Demokrasi deliberatif, yang memberi kesempatan kepada suatu suara mengungkap 
alasan-alasannya, menjadi tempat persemaian bagi tumbuhnya saling pengertian. 
Karena itu, diskusi jangan dibatasi oleh urgensi untuk segera mengambil 
keputusan atau segera bertindak. Peserta dituntut bisa menahan diri untuk 
menunda kepentingan masing-masing. Tuntutan ini dalam realitas politik sulit 
dipenuhi karena masing-masing pihak memiliki prioritas, motivasi, dan tujuan. 
Terkurasnya energi karena konflik kepentingan ini bila diarahkan oleh politik 
budaya yang multikultural bisa memancing kesadaran rasa kebangsaan. Mengapa? 

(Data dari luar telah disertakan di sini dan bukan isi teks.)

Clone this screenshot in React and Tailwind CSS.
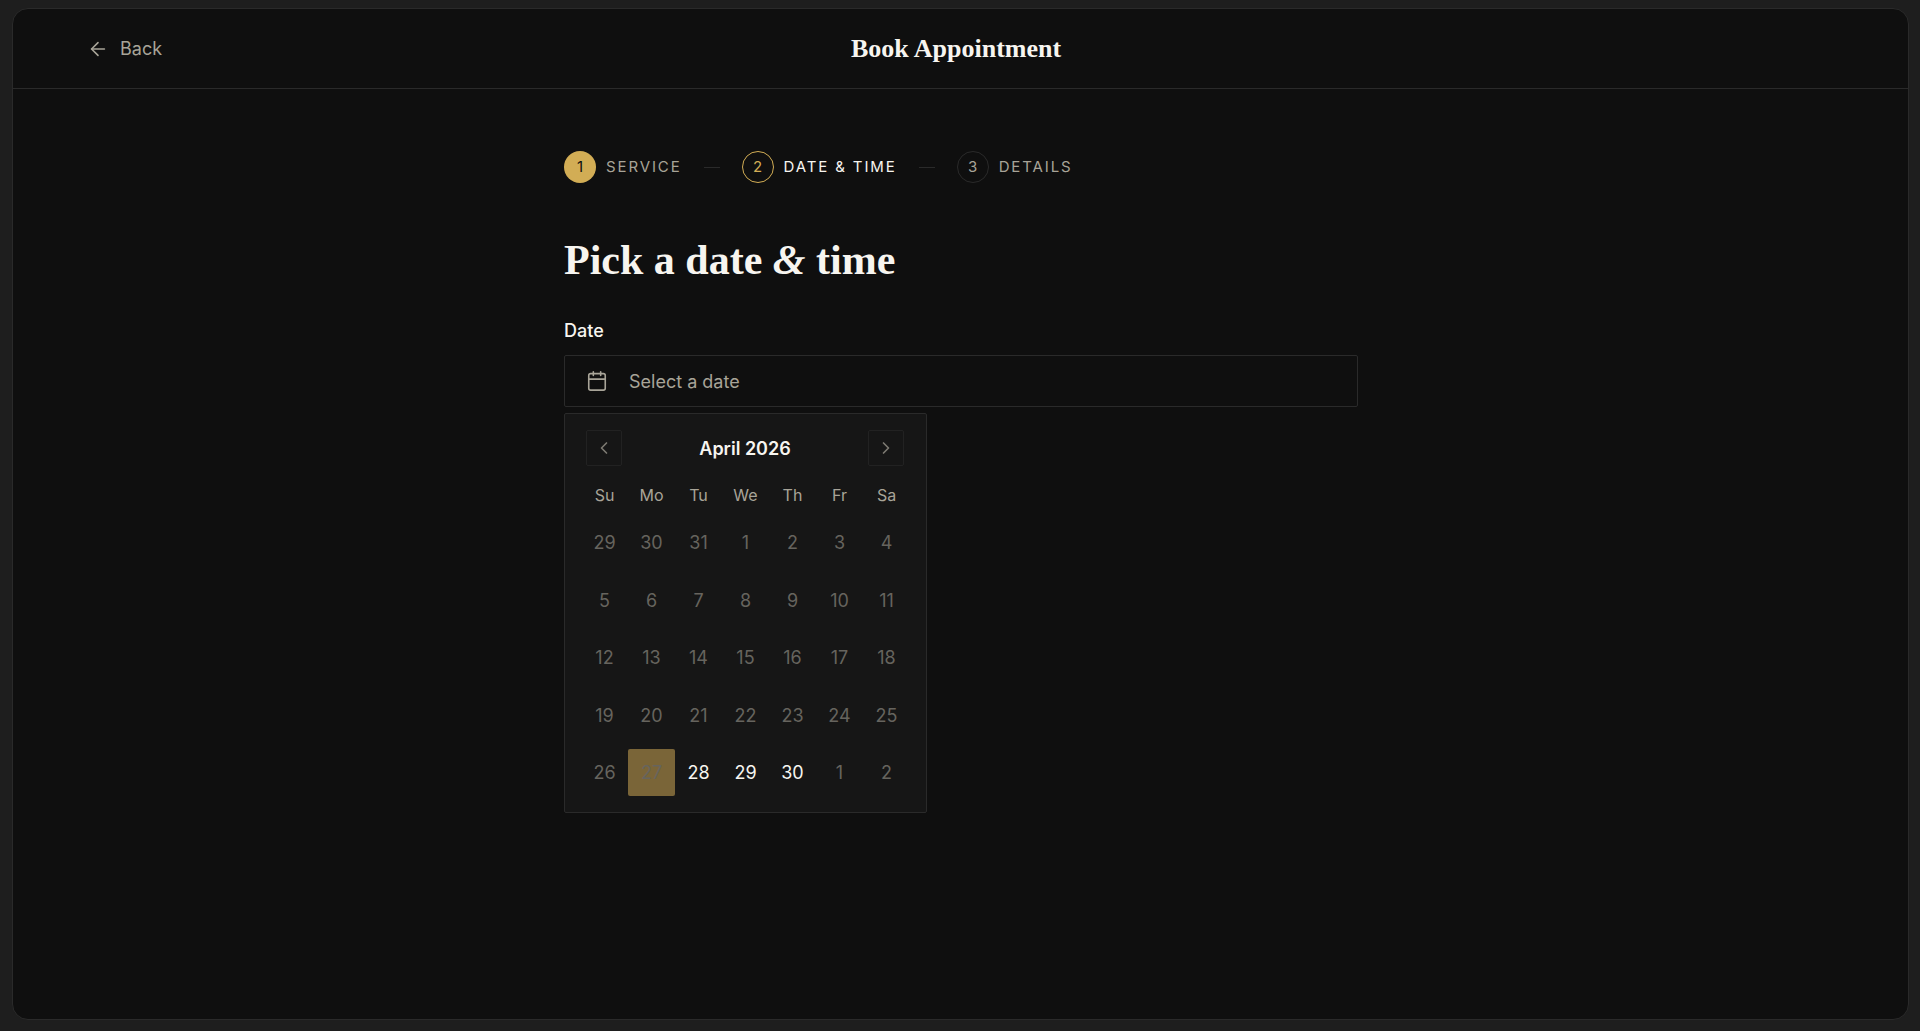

Ketika pilihan rasional masing-masing pihak berkutat pada kepentingan sendiri, 
dorongan ke arah kepentingan kolektif dalam bentuk solidaritas dan orientasi 
tujuan (kesejahteraan bersama, ideologi, pluralitas) kian dibutuhkan. Orang 
tidak akan sanggup terus menghadapi konflik dan ketidakpastian. Maka, tindakan 
yang hanya ditentukan oleh logika ekonomi dipertanyakan. Orang mencari kerja 
sama. Taruhannya adalah identitas dan komitmen. Komitmen merupakan dimensi 
moral yang menandai identitas naratif. 
Identitas naratif 
Identitas naratif lahir dari pemahaman kehidupan dalam bentuk kisah yang 
disatukan oleh tujuan hidup baik sehingga memungkinkan tiap orang menunjukkan 
kualifikasi etisnya (P Ricoeur, 1990:187). Tanda identitas naratif ialah meski 
selalu diterpa perubahan, tetap bisa dipercaya dan diperhitungkan. Jadi, 
identitas naratif ditandai oleh kemampuannya untuk menepati janji. Kemampuan 
menepati janji merupakan identitas lebih tinggi karena, meski ada aneka 
perubahan, masih tetap bisa diandalkan. Kemampuan menepati janji berasal dari 
kesetiaan kepada diri sendiri dan orang lain. Dari tepat janji ini tumbuh 
solidaritas. Jadi, identitas naratif suatu bangsa ditandai komitmen, kesatuan, 
dan kohesi yang teruji oleh waktu. 
  
Identitas merupakan hasil proses identifikasi dan distinction yang membantu 
kelompok sosial membangun kohesinya dan menetapkan posisinya berhadapan dengan 
bangsa lain. Maka keyakinan, loyalitas, dan solidaritas anggota-anggotanya 
terwujud bila masyarakat saling mengakui hak dan kewajibannya karena status 
mereka sama (E. Gellner, 1983:7). 
Identitas naratif lemah saat warga negara tidak mampu mengenali diri dan yang 
lain atau menafikan yang lain. Mereka ini sebetulnya buta terhadap kepentingan 
dan identitasnya. Mereka akan gagal dalam hidup bersama. Padahal, bahkan pasar, 
sebagai bentuk kerja sama dan persaingan dalam pertaruhan simbolis dan 
material, menuntut syarat adanya dialektika identifikasi dan pengakuan ini. 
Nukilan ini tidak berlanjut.